Filmed in the wild of Spain’s Almería desert (where Sergio Leone shot the Dollars Trilogy with Clint Eastwood), this is a love story told with little nudity (except for one lingering shot of Pascal semi-naked in bed) but with melancholic looks and erotic words.
“It’s all through the gazes or the way that the sheriff undoes his bow tie and considers the back of the other character or looks at the bed. It’s all about the nakedness and the gazes, and the words that I really find are erotic in this film,” Almodóvar explained in an interview with Vanity Fair.
Distributed by Sony Pictures and made in partnership with Yves Saint Laurent, Strange Way of Life is stylish with a sweeping string musical score by Almodóvar’s long-time collaborator, Alberto Iglesias, that reminds a bit of The Good, the Bad and the Ugly.

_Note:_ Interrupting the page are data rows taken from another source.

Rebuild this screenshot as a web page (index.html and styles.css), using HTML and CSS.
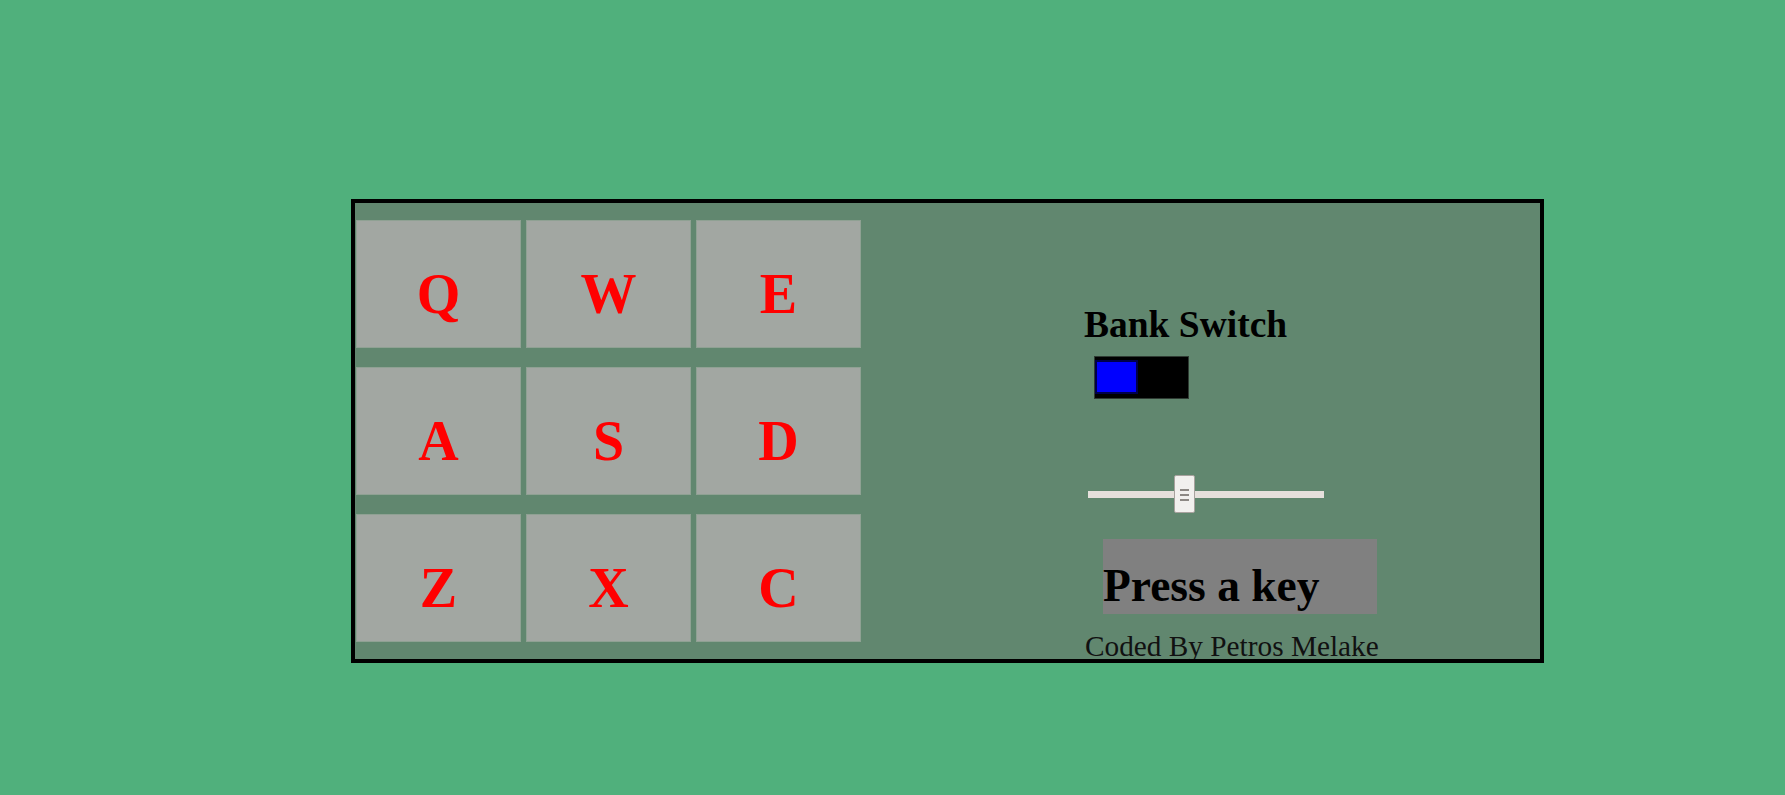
FILE: index.html
```html
<!DOCTYPE html>
<html lang="en">
<head>
<meta charset="utf-8">
<title>Drum Machine</title>
<link rel="stylesheet" href="styles.css">
</head>
<body>
<div class="machine" id="drum-machine">
  <div class="pads">
    <div class="pad">Q</div>
    <div class="pad">W</div>
    <div class="pad">E</div>
    <div class="pad">A</div>
    <div class="pad">S</div>
    <div class="pad">D</div>
    <div class="pad">Z</div>
    <div class="pad">X</div>
    <div class="pad">C</div>
  </div>
  <div class="controls">
    <h3 class="bank-title">Bank Switch</h3>
    <div class="toggle"><div class="toggle-knob"></div></div>
    <div class="slider-wrap">
      <input class="volume" type="range" min="0" max="1" step="0.01" value="0.4">
    </div>
    <div class="display"><p class="display-text">Press a key</p></div>
    <p class="credit">Coded By Petros Melake</p>
  </div>
</div>
</body>
</html>
```
FILE: styles.css
```css
html, body {
  margin: 0;
  padding: 0;
}
body {
  background: #50b07c;
  height: 795px;
  font-family: "Liberation Serif", "Times New Roman", serif;
  overflow: hidden;
}
.machine {
  box-sizing: border-box;
  margin: 199px 0 0 351px;
  width: 1193px;
  height: 464px;
  border: 4px solid #000;
  background: #61876f;
  display: flex;
  align-items: flex-start;
  overflow: hidden;
  padding: 0 0 0 1px;
}
.pads {
  margin-top: 17px;
  display: grid;
  grid-template-columns: 165px 165px 165px;
  grid-template-rows: 128px 128px 128px;
  column-gap: 5px;
  row-gap: 19px;
}
.pad {
  box-sizing: border-box;
  background: #a2a7a2;
  border: 1px solid #8fa193;
  color: #ff0000;
  font-weight: bold;
  font-size: 56px;
  line-height: 62px;
  display: flex;
  align-items: center;
  justify-content: center;
  padding-top: 20px;
}
.controls {
  margin-left: 223px;
  padding-top: 103px;
  display: flex;
  flex-direction: column;
  align-items: flex-start;
}
.bank-title {
  margin: 0;
  font-size: 37.5px;
  line-height: 37.5px;
  font-weight: bold;
  color: #000;
}
.toggle {
  box-sizing: border-box;
  margin: 12.5px 0 0 10px;
  width: 95px;
  height: 43px;
  background: #000;
  border: 1px solid #2f3b33;
  padding-top: 3px;
}
.toggle-knob {
  box-sizing: border-box;
  width: 43px;
  height: 34px;
  background: #0000ff;
  border: 2px solid #00004a;
}
.slider-wrap {
  margin-top: 76px;
  height: 38px;
}
.volume {
  -webkit-appearance: none;
  appearance: none;
  display: block;
  margin: 15.5px 0 0 4px;
  width: 236px;
  height: 7px;
  background: #e6e0dc;
  padding: 0;
  border: none;
}
.volume::-webkit-slider-runnable-track {
  height: 7px;
  background: #e6e0dc;
  border: none;
}
.volume::-webkit-slider-thumb {
  -webkit-appearance: none;
  appearance: none;
  box-sizing: border-box;
  width: 21px;
  height: 38px;
  margin-top: -15.5px;
  border: 1px solid #a8a29e;
  border-radius: 2px;
  background:
    linear-gradient(#8d8884, #8d8884) center 13px / 9px 2px no-repeat,
    linear-gradient(#8d8884, #8d8884) center 18px / 9px 2px no-repeat,
    linear-gradient(#8d8884, #8d8884) center 23px / 9px 2px no-repeat,
    #f2f0ee;
}
.display {
  box-sizing: border-box;
  margin: 26px 0 0 19px;
  width: 274px;
  height: 75px;
  background: #808080;
  padding-top: 24px;
}
.display-text {
  margin: 0;
  font-size: 45.5px;
  line-height: 45px;
  font-weight: bold;
  color: #000;
  white-space: nowrap;
}
.credit {
  margin: 17.7px 0 0 1px;
  font-size: 29.3px;
  line-height: 29px;
  color: #111;
  white-space: nowrap;
}
```
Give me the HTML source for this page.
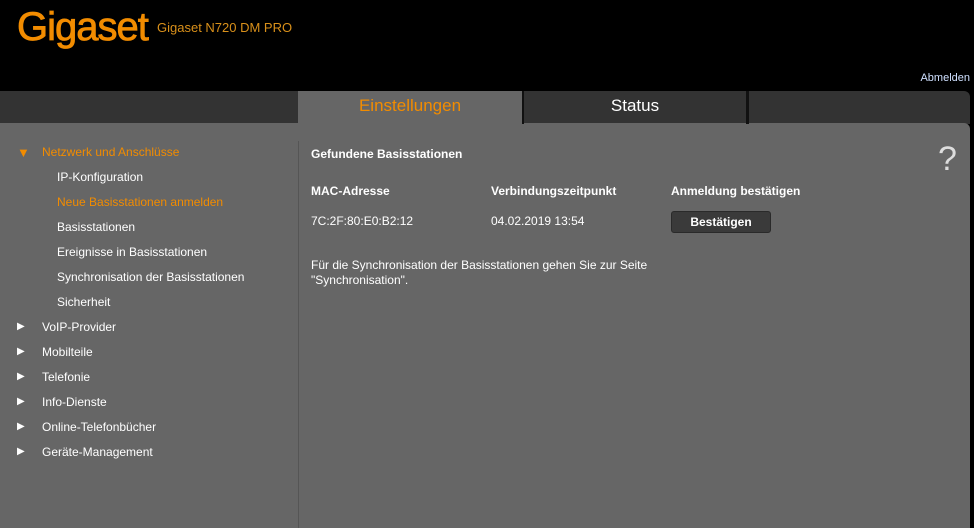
<!DOCTYPE html>
<html><head><meta charset="utf-8"><style>
*{margin:0;padding:0;box-sizing:border-box}
body{width:974px;height:528px;background:#000;font-family:"Liberation Sans",sans-serif;position:relative;overflow:hidden;font-size:12px;color:#fff}
.logo{position:absolute;left:17px;top:5px;font-size:40px;color:#f28c00;letter-spacing:-1px;font-weight:normal;-webkit-text-stroke:0.8px #f28c00}
.model{position:absolute;left:157px;top:20px;font-size:13px;color:#d9901a}
.abm{position:absolute;right:4px;top:72px;font-size:11px;color:#cfe0ff}
.tabbar{position:absolute;left:0;top:91px;width:970px;height:33px;background:#333;border-radius:0 6px 0 0}
.tab{position:absolute;top:91px;height:33px;text-align:center;font-size:17px;line-height:30px}
.panel{position:absolute;left:0;top:123px;width:970px;height:405px;background:#666;border-radius:0 6px 0 0}
.div{position:absolute;left:298px;top:141px;width:1px;height:387px;background:#555}
.nav{position:absolute;font-size:12px}
.o{color:#f28c00}
.arr{position:absolute;left:17px;font-size:10px;color:#fff}
b{font-weight:bold}
</style></head><body>
<div class="logo">Gigaset</div>
<div class="model">Gigaset N720 DM PRO</div>
<div class="abm">Abmelden</div>
<div class="tabbar"></div>
<div class="panel"></div>
<div class="tab" style="left:298px;width:224px;background:#666;color:#f28c00">Einstellungen</div>
<div class="tab" style="left:522px;width:2px;background:#111"></div>
<div class="tab" style="left:524px;width:222px;color:#fff">Status</div>
<div class="tab" style="left:746px;width:3px;background:#111"></div>
<div class="div"></div>
<div class="arr" style="top:145px;font-size:13px;color:#f28c00">▼</div>
<div class="nav o" style="left:42px;top:145px">Netzwerk und Anschlüsse</div>
<div class="nav" style="left:57px;top:170px">IP-Konfiguration</div>
<div class="nav o" style="left:57px;top:195px">Neue Basisstationen anmelden</div>
<div class="nav" style="left:57px;top:220px">Basisstationen</div>
<div class="nav" style="left:57px;top:245px">Ereignisse in Basisstationen</div>
<div class="nav" style="left:57px;top:270px">Synchronisation der Basisstationen</div>
<div class="nav" style="left:57px;top:295px">Sicherheit</div>
<div class="arr" style="top:321px">▶</div><div class="nav" style="left:42px;top:320px">VoIP-Provider</div>
<div class="arr" style="top:346px">▶</div><div class="nav" style="left:42px;top:345px">Mobilteile</div>
<div class="arr" style="top:371px">▶</div><div class="nav" style="left:42px;top:370px">Telefonie</div>
<div class="arr" style="top:396px">▶</div><div class="nav" style="left:42px;top:395px">Info-Dienste</div>
<div class="arr" style="top:421px">▶</div><div class="nav" style="left:42px;top:420px">Online-Telefonbücher</div>
<div class="arr" style="top:446px">▶</div><div class="nav" style="left:42px;top:445px">Geräte-Management</div>
<div class="nav" style="left:311px;top:147px"><b>Gefundene Basisstationen</b></div>
<div style="position:absolute;left:938px;top:140px;font-size:34px;color:#ddd">?</div>
<div class="nav" style="left:311px;top:184px"><b>MAC-Adresse</b></div>
<div class="nav" style="left:491px;top:184px"><b>Verbindungszeitpunkt</b></div>
<div class="nav" style="left:671px;top:184px"><b>Anmeldung bestätigen</b></div>
<div class="nav" style="left:311px;top:214px">7C:2F:80:E0:B2:12</div>
<div class="nav" style="left:491px;top:214px">04.02.2019 13:54</div>
<div style="position:absolute;left:671px;top:211px;width:100px;height:22px;background:#3a3a3a;border:1px solid #2a2a2a;border-radius:3px;text-align:center;line-height:20px;font-weight:bold;font-size:12px">Bestätigen</div>
<div class="nav" style="left:311px;top:258px;line-height:15px">Für die Synchronisation der Basisstationen gehen Sie zur Seite<br>"Synchronisation".</div>
</body></html>
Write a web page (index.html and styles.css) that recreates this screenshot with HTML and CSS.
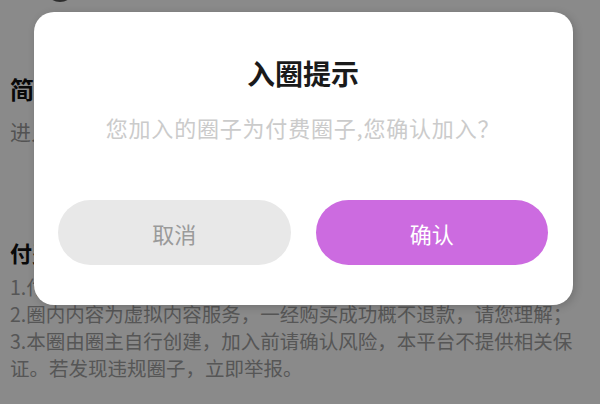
FILE: index.html
```html
<!DOCTYPE html>
<html lang="zh-CN">
<head>
<meta charset="utf-8">
<title>入圈提示</title>
<link rel="stylesheet" href="styles.css">
</head>
<body>
<div class="page">
  <div class="avatar"></div>
  <h2 class="sec-title first">简介</h2>
  <p class="sec-text">进入圈子</p>
  <h2 class="sec-title second">付费须知</h2>
  <ol class="rules">
    <li>1.付费圈子需支付费用后方可加入，加入后可查看内容；</li>
    <li>2.圈内内容为虚拟内容服务，一经购买成功概不退款，请您理解；</li>
    <li>3.本圈由圈主自行创建，加入前请确认风险，本平台不提供相关保证。若发现违规圈子，立即举报。</li>
  </ol>
</div>
<div class="mask"></div>
<div class="dialog">
  <h1 class="dialog-title">入圈提示</h1>
  <p class="dialog-msg">您加入的圈子为付费圈子,您确认加入？</p>
  <div class="dialog-actions">
    <button class="btn btn-cancel">取消</button>
    <button class="btn btn-ok">确认</button>
  </div>
</div>
</body>
</html>
```
FILE: styles.css
```css
* { box-sizing: border-box; }
html, body {
  margin: 0;
  padding: 0;
  width: 600px;
  height: 404px;
  overflow: hidden;
  background: #ffffff;
  font-family: "Noto Sans CJK SC", "Noto Sans", sans-serif;
}
.page {
  padding: 0 10px;
}
.avatar {
  width: 30px;
  height: 30px;
  border-radius: 50%;
  background: #555;
  margin: -28px 0 0 35px;
}
.sec-title {
  margin: 0;
  font-size: 24px;
  line-height: 30px;
  font-weight: 700;
  color: #111;
}
.sec-title.first { margin-top: 72px; }
.sec-title.second {
  margin-top: 92px;
  font-size: 22px;
}
.sec-text {
  margin: 14px 0 0;
  font-size: 21px;
  line-height: 27px;
  color: #999;
  white-space: nowrap;
}
.rules {
  list-style: none;
  margin: 6px 0 0;
  padding: 0;
  width: 572px;
  font-size: 19.5px;
  line-height: 27px;
  color: #a0a0a0;
}
.rules li { margin: 0; }
.mask {
  position: absolute;
  inset: 0;
  background: rgba(0, 0, 0, 0.46);
}
.dialog {
  position: absolute;
  left: 34px;
  top: 12px;
  width: 539px;
  height: 293px;
  background: #fff;
  border-radius: 20px;
  box-shadow: 2px 2px 8px rgba(0, 0, 0, 0.18);
  padding: 43px 25px 40px 24px;
  display: flex;
  flex-direction: column;
  align-items: stretch;
}
.dialog-title {
  margin: 0;
  text-align: center;
  font-size: 28px;
  line-height: 36px;
  font-weight: 700;
  color: #1a1a1a;
}
.dialog-msg {
  margin: 21px 0 0;
  text-align: center;
  font-size: 22px;
  line-height: 30px;
  letter-spacing: 0.8px;
  color: #cbcbcb;
}
.dialog-actions {
  margin-top: auto;
  display: flex;
  gap: 25px;
}
.btn {
  flex: 1;
  height: 65px;
  border: none;
  border-radius: 33px;
  font-family: inherit;
  font-size: 22px;
  padding: 0;
}
.btn-cancel {
  background: #e8e8e8;
  color: #9a9a9a;
}
.btn-ok {
  background: #cc6be0;
  color: #fff;
}
```
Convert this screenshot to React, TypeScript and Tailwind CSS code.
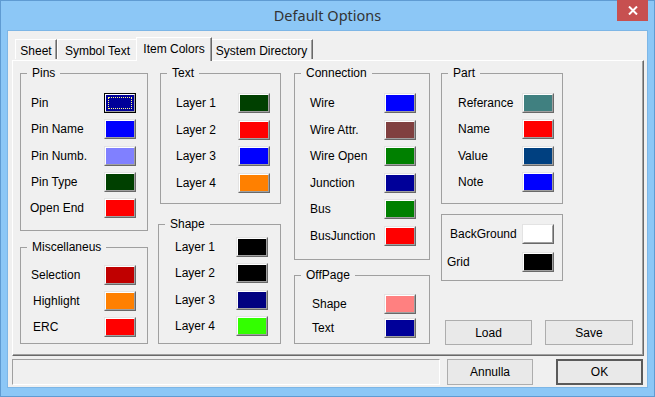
import React from 'react';

type Row = { label: string; bg: string; pl: string; focused?: boolean };

interface GroupProps {
  title?: string;
  rows: Row[];
  box: string;
  cols: string;
  gap: string;
  pt: string;
}

const Swatch: React.FC<{ bg: string; focused?: boolean }> = ({ bg, focused }) => (
  <div
    className={`h-[20px] w-[32px] border ${
      focused
        ? 'border-black'
        : 'border-t-[#e3e3e3] border-l-[#e3e3e3] border-r-[#696969] border-b-[#696969]'
    }`}
  >
    <div className="h-full w-full border border-t-white border-l-white border-r-[#a0a0a0] border-b-[#a0a0a0]">
      <div
        className={`h-full w-full ${bg} ${
          focused ? 'outline-1 outline-dotted outline-[#ffff80] outline-offset-[-3px]' : ''
        }`}
      />
    </div>
  </div>
);

const Group: React.FC<GroupProps> = ({ title, rows, box, cols, gap, pt }) => (
  <fieldset className={`border border-[#a0a0a0] ${box}`}>
    {title && <legend className="ml-[6px] px-[5px] leading-[14px]">{title}</legend>}
    <div className={`flex flex-col ${gap} ${pt}`}>
      {rows.map((r) => (
        <div key={r.label} className={`grid ${cols} h-[20px] items-center`}>
          <span className={`${r.pl} leading-[14px] whitespace-nowrap`}>{r.label}</span>
          <Swatch bg={r.bg} focused={r.focused} />
        </div>
      ))}
    </div>
  </fieldset>
);

const pins: Row[] = [
  { label: 'Pin', bg: 'bg-[#000099]', pl: 'pl-[10px]', focused: true },
  { label: 'Pin Name', bg: 'bg-[#0000ff]', pl: 'pl-[10px]' },
  { label: 'Pin Numb.', bg: 'bg-[#8080ff]', pl: 'pl-[10px]' },
  { label: 'Pin Type', bg: 'bg-[#004000]', pl: 'pl-[10px]' },
  { label: 'Open End', bg: 'bg-[#ff0000]', pl: 'pl-[9px]' },
];

const misc: Row[] = [
  { label: 'Selection', bg: 'bg-[#c00000]', pl: 'pl-[10px]' },
  { label: 'Highlight', bg: 'bg-[#ff8000]', pl: 'pl-[12px]' },
  { label: 'ERC', bg: 'bg-[#ff0000]', pl: 'pl-[12px]' },
];

const textLayers: Row[] = [
  { label: 'Layer 1', bg: 'bg-[#004000]', pl: 'pl-[15px]' },
  { label: 'Layer 2', bg: 'bg-[#ff0000]', pl: 'pl-[15px]' },
  { label: 'Layer 3', bg: 'bg-[#0000ff]', pl: 'pl-[15px]' },
  { label: 'Layer 4', bg: 'bg-[#ff8000]', pl: 'pl-[15px]' },
];

const shapeLayers: Row[] = [
  { label: 'Layer 1', bg: 'bg-[#000000]', pl: 'pl-[16px]' },
  { label: 'Layer 2', bg: 'bg-[#000000]', pl: 'pl-[16px]' },
  { label: 'Layer 3', bg: 'bg-[#000080]', pl: 'pl-[16px]' },
  { label: 'Layer 4', bg: 'bg-[#33ff00]', pl: 'pl-[16px]' },
];

const connection: Row[] = [
  { label: 'Wire', bg: 'bg-[#0000ff]', pl: 'pl-[15px]' },
  { label: 'Wire Attr.', bg: 'bg-[#804040]', pl: 'pl-[15px]' },
  { label: 'Wire Open', bg: 'bg-[#008000]', pl: 'pl-[15px]' },
  { label: 'Junction', bg: 'bg-[#000099]', pl: 'pl-[15px]' },
  { label: 'Bus', bg: 'bg-[#008000]', pl: 'pl-[15px]' },
  { label: 'BusJunction', bg: 'bg-[#ff0000]', pl: 'pl-[15px]' },
];

const offPage: Row[] = [
  { label: 'Shape', bg: 'bg-[#ff8080]', pl: 'pl-[17px]' },
  { label: 'Text', bg: 'bg-[#000099]', pl: 'pl-[17px]' },
];

const part: Row[] = [
  { label: 'Referance', bg: 'bg-[#408080]', pl: 'pl-[16px]' },
  { label: 'Name', bg: 'bg-[#ff0000]', pl: 'pl-[16px]' },
  { label: 'Value', bg: 'bg-[#004080]', pl: 'pl-[16px]' },
  { label: 'Note', bg: 'bg-[#0000ff]', pl: 'pl-[16px]' },
];

const back: Row[] = [
  { label: 'BackGround', bg: 'bg-[#ffffff]', pl: 'pl-[8px]' },
  { label: 'Grid', bg: 'bg-[#000000]', pl: 'pl-[5px]' },
];

const tabs = ['Sheet', 'Symbol Text', 'Item Colors', 'System Directory'];
const tabWidths = ['w-[42px]', 'w-[81px]', 'w-[76px]', 'w-[103px]'];

const WinButton: React.FC<{ label: string; size: string; primary?: boolean }> = ({ label, size, primary }) => (
  <button
    className={`${size} flex items-center justify-center bg-[#e9e9e9] ${
      primary ? 'border-2 border-[#5a5a5a]' : 'border border-[#adadad]'
    }`}
  >
    {label}
  </button>
);

export default function App() {
  return (
    <div className="w-[655px] h-[397px] flex flex-col bg-[#8cc7f6] border border-[#5f9bd2] text-[12px] text-black font-['Liberation_Sans',Arial,sans-serif]">
      {/* title bar */}
      <div className="h-[29px] grid grid-cols-[1fr_auto_1fr]">
        <div />
        <div className="self-center pt-[1px] text-[14.5px] text-[#333333] font-['Noto_Sans',sans-serif]">Default Options</div>
        <div className="flex justify-end items-start pr-[6px]">
          <div className="-mt-px w-[31px] h-[21px] bg-[#c75050] flex items-center justify-center">
            <svg width="10" height="9" viewBox="0 0 10 9">
              <path d="M1 0.5 L9 8.5 M9 0.5 L1 8.5" stroke="white" strokeWidth="2" />
            </svg>
          </div>
        </div>
      </div>

      {/* client area */}
      <div className="mx-[6px] mb-[8px] flex-1 border border-[#7db6e6] bg-[#f0f0f0] flex flex-col pl-[4px] pr-[3px] pt-[6px]">
        <div className="flex items-end h-[23px] pl-[3px]">
          {tabs.map((t, i) =>
            i === 2 ? (
              <div
                key={t}
                className={`${tabWidths[i]} -mx-[2px] h-[24px] -mb-px relative z-10 bg-[#f0f0f0] border-t border-l border-white border-r border-r-[#696969] shadow-[inset_-1px_0_0_#a0a0a0] flex justify-center pt-[4px] leading-[15px]`}
              >
                {t}
              </div>
            ) : (
              <div
                key={t}
                className={`${tabWidths[i]} h-[20px] mb-px bg-[#f0f0f0] border-t border-l border-white border-r border-r-[#696969] shadow-[inset_-1px_0_0_#a0a0a0] flex justify-center pt-[4px] leading-[15px]`}
              >
                {t}
              </div>
            )
          )}
        </div>

        <div className="h-[296px] border border-t-white border-l-white border-r-[#696969] border-b-[#696969] shadow-[inset_-1px_-1px_0_#a0a0a0] flex pl-[7px] pt-[5px] gap-[10px]">
          <div className="flex flex-col w-[128px]">
            <Group title="Pins" rows={pins} box="h-[165px] w-[128px]" cols="grid-cols-[83px_32px]" gap="gap-[6.3px]" pt="pt-[13px]" />
            <Group title="Miscellaneus" rows={misc} box="mt-[9px] h-[104px] w-[128px]" cols="grid-cols-[83px_32px]" gap="gap-[6px]" pt="pt-[11px]" />
          </div>
          <div className="flex flex-col w-[123px]">
            <Group title="Text" rows={textLayers} box="ml-[2px] h-[138px] w-[121px]" cols="grid-cols-[77px_32px]" gap="gap-[6.67px]" pt="pt-[13px]" />
            <Group title="Shape" rows={shapeLayers} box="mt-[13px] h-[127px] w-[123px]" cols="grid-cols-[77px_32px]" gap="gap-[6.33px]" pt="pt-[6px]" />
          </div>
          <div className="flex flex-col w-[136px] ml-[3px]">
            <Group title="Connection" rows={connection} box="h-[194px] w-[136px]" cols="grid-cols-[89px_32px]" gap="gap-[6.6px]" pt="pt-[13px]" />
            <Group title="OffPage" rows={offPage} box="mt-[8px] h-[76px] w-[136px]" cols="grid-cols-[89px_32px]" gap="gap-[4px]" pt="pt-[12px]" />
          </div>
          <div className="flex flex-col w-[192px] ml-[1px]">
            <Group title="Part" rows={part} box="h-[138px] w-[122px]" cols="grid-cols-[80px_32px]" gap="gap-[6.33px]" pt="pt-[13px]" />
            <Group rows={back} box="mt-[10px] h-[67px] w-[122px]" cols="grid-cols-[80px_32px]" gap="gap-[8px]" pt="pt-[9px]" />
            <div className="mt-[39px] flex gap-[13px] pl-[4px]">
              <WinButton label="Load" size="w-[87px] h-[25px]" />
              <WinButton label="Save" size="w-[88px] h-[25px]" />
            </div>
          </div>
        </div>

        <div className="mt-[3px] flex h-[26px]">
          <div className="w-[428px] h-full border border-t-[#a0a0a0] border-l-[#a0a0a0] border-r-white border-b-white" />
          <div className="ml-[7px]">
            <WinButton label="Annulla" size="w-[86px] h-[26px]" />
          </div>
          <div className="ml-[23px]">
            <WinButton label="OK" size="w-[87px] h-[26px]" primary />
          </div>
        </div>
      </div>
    </div>
  );
}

The film is full of Almodóvar touches – the back of Pascal’s neck as Hawke approaches to kiss it, the drawer full of the sheriff’s neatly folded white underwear, the red bandana as a memento of a long-lost love, the shadows framing the pictures on the wall and the wrought-iron bed.
At 74, Almodóvar has 21 features to his name, among them 1988’s iconic Women on the Verge of a Nervous Breakdown, nominated for the best foreign-language film Oscar, and 2002’s Talk to Her, for which he was nominated for best director and bagged the best original screenplay Oscar.
We get Strange Way of Life thanks to the Spanish director’s wish to make a Western after he was approached 20 years ago to direct Brokeback Mountain. Almodóvar turned it down because he felt his English wasn’t up to it, and he wouldn’t have the freedom to film it as he wanted.
“It was the first time that I really thought about making a movie in English because I loved that story – I knew the [book] by Annie Proulx, and I loved it, and the script of Larry McMurtry was very good too. But the thing is, I was insecure with my English,” Almodóvar explained in an interview with The Independent.
“Also, in Annie Proulx’s story, one of the things that to me really stood out was the physicality of the erotic encounters that were almost animalistic in nature. But some of that sort of physicality of desire I didn’t see translated into the script.”
“In ‘Brokeback Mountain,’ Jake Gyllenhaal’s character says to Heath Ledger’s character that they should go away and work on a ranch,” Almodóvar said in an interview with the New York Times. “Heath says, ‘What would two men do in the West, working on a ranch?’ In many ways, I feel my film gives an answer to that,” he said.
And it does, to a degree, even echoing the lines. At the end of Strange Way of Life, Pascal says to a wounded Hawke: “Years ago, you asked me what two men could do living together on a ranch. I’ll answer you now.”
Almodóvar lets us imagine an answer with this jewel box of an ode to love. The film lingers like the scent of a favorite perfume; you want to know – did they live happily ever after?
And what stays with you is the thought that of course, they do. It’s a film you must see again to ensure you are right.